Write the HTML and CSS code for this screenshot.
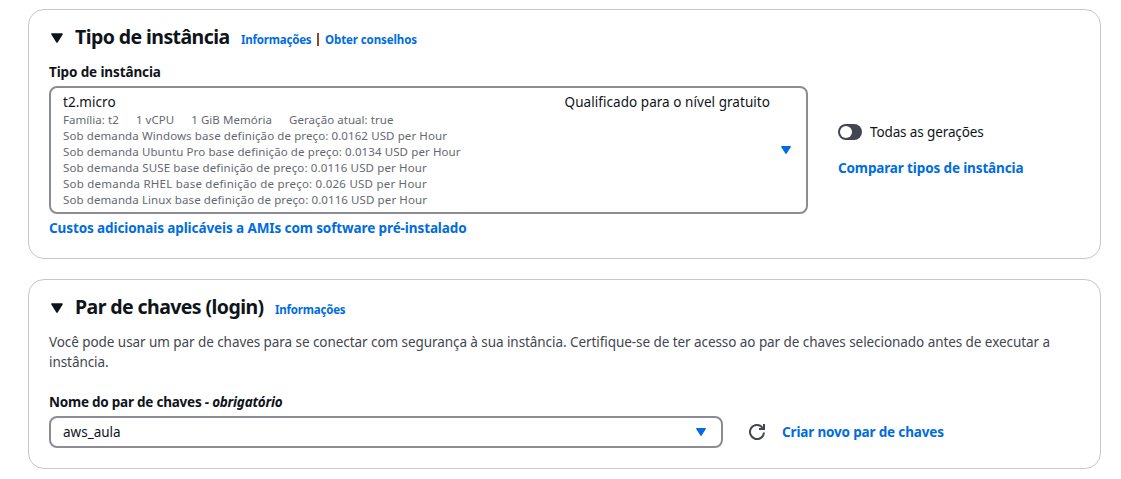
FILE: index.html
```html
<!DOCTYPE html>
<html lang="pt-BR">
<head>
<meta charset="utf-8">
<title>Executar uma instância</title>
<link rel="stylesheet" href="styles.css">
</head>
<body>
<main class="page">
  <section class="card card-type">
    <header class="card-header">
      <svg class="toggle-caret" width="12" height="10" viewBox="0 0 12 10"><path d="M1 1h10L6 9z" fill="#0f141a" stroke="#0f141a" stroke-width="1.6" stroke-linejoin="round"/></svg>
      <h2 class="title title-type">Tipo de instância</h2>
      <a class="info">Informações</a>
      <span class="divider"></span>
      <a class="info info-advice">Obter conselhos</a>
    </header>
    <div class="type-row">
      <div class="type-field">
        <div class="label label-type">Tipo de instância</div>
        <div class="select select-type">
          <div class="option">
            <div class="option-top"><span class="option-name">t2.micro</span><span class="option-tag">Qualificado para o nível gratuito</span></div>
            <div class="specs"><span>Família: t2</span><span>1 vCPU</span><span>1 GiB Memória</span><span>Geração atual: true</span></div>
            <div class="price">Sob demanda Windows base definição de preço: 0.0162 USD per Hour</div>
            <div class="price">Sob demanda Ubuntu Pro base definição de preço: 0.0134 USD per Hour</div>
            <div class="price price-suse">Sob demanda SUSE base definição de preço: 0.0116 USD per Hour</div>
            <div class="price price-rhel">Sob demanda RHEL base definição de preço: 0.026 USD per Hour</div>
            <div class="price">Sob demanda Linux base definição de preço: 0.0116 USD per Hour</div>
          </div>
          <svg class="select-caret" width="10" height="8" viewBox="0 0 10 8"><path d="M.7.7h8.6L5 7.3z" fill="#006ce0" stroke="#006ce0" stroke-width="1.2" stroke-linejoin="round"/></svg>
        </div>
        <a class="link link-costs">Custos adicionais aplicáveis a AMIs com software pré-instalado</a>
      </div>
      <div class="type-side">
        <div class="switch-row"><span class="switch"><span class="knob"></span></span><span class="switch-label">Todas as gerações</span></div>
        <a class="link link-compare">Comparar tipos de instância</a>
      </div>
    </div>
  </section>

  <section class="card card-key">
    <header class="card-header">
      <svg class="toggle-caret" width="12" height="10" viewBox="0 0 12 10"><path d="M1 1h10L6 9z" fill="#0f141a" stroke="#0f141a" stroke-width="1.6" stroke-linejoin="round"/></svg>
      <h2 class="title title-key">Par de chaves (login)</h2>
      <a class="info">Informações</a>
    </header>
    <p class="description"><span class="line-one">Você pode usar um par de chaves para se conectar com segurança à sua instância. Certifique-se de ter acesso ao par de chaves selecionado antes de executar a</span> instância.</p>
    <div class="label label-key">Nome do par de chaves <em class="required">- obrigatório</em></div>
    <div class="key-row">
      <div class="select select-key">
        <span class="key-name">aws_aula</span>
        <svg class="select-caret" width="10" height="8" viewBox="0 0 10 8"><path d="M.7.7h8.6L5 7.3z" fill="#006ce0" stroke="#006ce0" stroke-width="1.2" stroke-linejoin="round"/></svg>
      </div>
      <svg class="refresh" width="16" height="16" viewBox="0 0 16 16" fill="none" stroke="#424650" stroke-width="2"><path d="M15 8.5a7 7 0 1 1-2-5.4L15 5"/><path d="M15 0v5h-5"/></svg>
      <a class="link link-create">Criar novo par de chaves</a>
    </div>
  </section>
</main>
</body>
</html>
```
FILE: styles.css
```css
* { box-sizing: border-box; }
body {
  margin: 0;
  background: #fff;
  color: #0f141a;
  font: 14px/20px "Noto Sans", "Open Sans", sans-serif;
  white-space: nowrap;
}
.page { display: flex; flex-direction: column; gap: 20px; padding: 9px 20px 0 28px; }
.card { border: 1px solid #c6c6cd; border-radius: 16px; padding: 15px 20px 0; }
.card-type { height: 250px; }
.card-key { height: 190px; }
.card-header { display: flex; align-items: baseline; height: 24px; }
.toggle-caret { width: 12px; margin: 0 12px 0 2px; transform: translateY(-1px); }
.title { margin: 0; font-size: 19.5px; line-height: 24px; font-weight: 700; letter-spacing: -0.58px; }
.title-type { width: 166px; }
.title-key { width: 200px; }
.info { width: 71px; font-size: 11.5px; line-height: 20px; font-weight: 700; color: #006ce0; letter-spacing: -0.2px; }
.info-advice { letter-spacing: -0.1px; }
.divider { width: 2px; height: 13px; margin: 0 6px 0 5px; background: #8b4a30; align-self: center; transform: translateY(2px); }
.label { font-weight: 700; font-size: 13.5px; letter-spacing: -0.23px; }
.label-type { letter-spacing: -0.12px; }
.type-row { display: flex; gap: 30px; padding-top: 13px; }
.type-field { width: 759px; }
.select { display: flex; align-items: center; border: 2px solid #8c8c94; border-radius: 8px; }
.select-type { height: 128px; margin: 4px 0; padding: 0 15px 0 12px; }
.option { flex: 1; padding-bottom: 2px; }
.option-top { display: flex; justify-content: space-between; height: 22px; padding-right: 11px; line-height: 24px; font-size: 13.5px; letter-spacing: 0.05px; }
.specs { display: flex; gap: 17px; }
.specs, .price { font-size: 11.5px; line-height: 16px; color: #656871; letter-spacing: 0.1px; }
.specs { letter-spacing: 0.05px; }
.price-suse { letter-spacing: 0.13px; }
.price-rhel { letter-spacing: 0.23px; }
.link { display: block; color: #006ce0; font-weight: 700; font-size: 13.5px; letter-spacing: -0.1px; }
.type-side { padding-top: 60px; }
.switch-row { display: flex; align-items: center; gap: 8px; font-size: 13.5px; letter-spacing: -0.12px; }
.switch { width: 24px; height: 16px; padding: 2px; border-radius: 8px; background: #424650; }
.knob { display: block; width: 12px; height: 12px; border-radius: 50%; background: #fff; }
.link-compare { margin-top: 16px; letter-spacing: -0.13px; }
.link-create { letter-spacing: -0.16px; }
.description { margin: 13px 0 20px; color: #424650; white-space: normal; font-size: 13.5px; letter-spacing: -0.065px; }
.line-one { display: block; white-space: nowrap; }
.key-row { display: flex; align-items: center; margin-top: 4px; }
.key-name { font-size: 13.5px; }
.select-key { width: 674px; height: 32px; padding: 0 15px 0 12px; justify-content: space-between; }
.refresh { margin: 0 17px 0 26px; }
```
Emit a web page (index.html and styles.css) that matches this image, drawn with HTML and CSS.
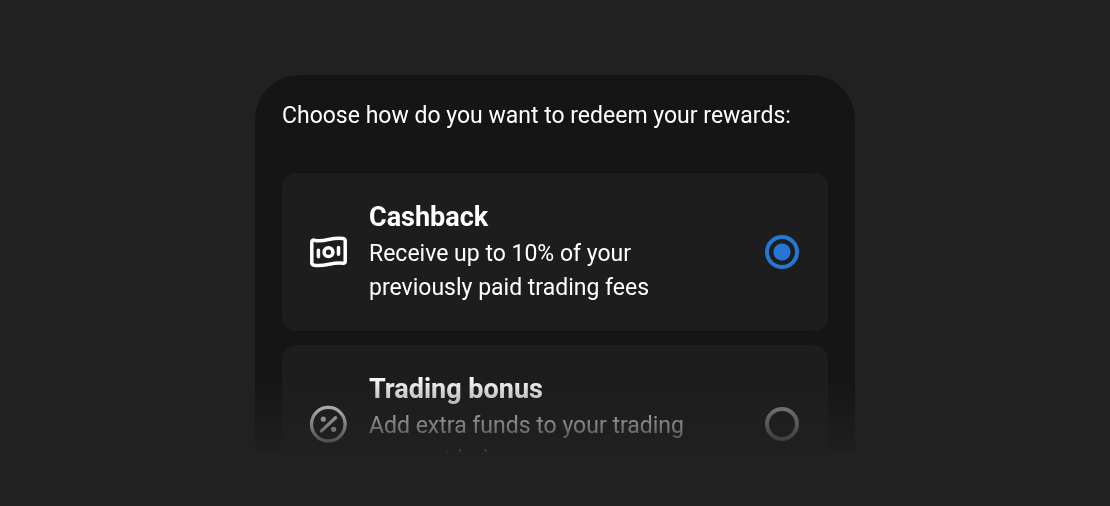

_ _ _ _ _

**What to do**
Read the entries and pick out all lines that include the word "index".

**Exercise solution**
FILE: index.html
Emit a web page (index.html and styles.css) that matches this image, drawn with HTML and CSS.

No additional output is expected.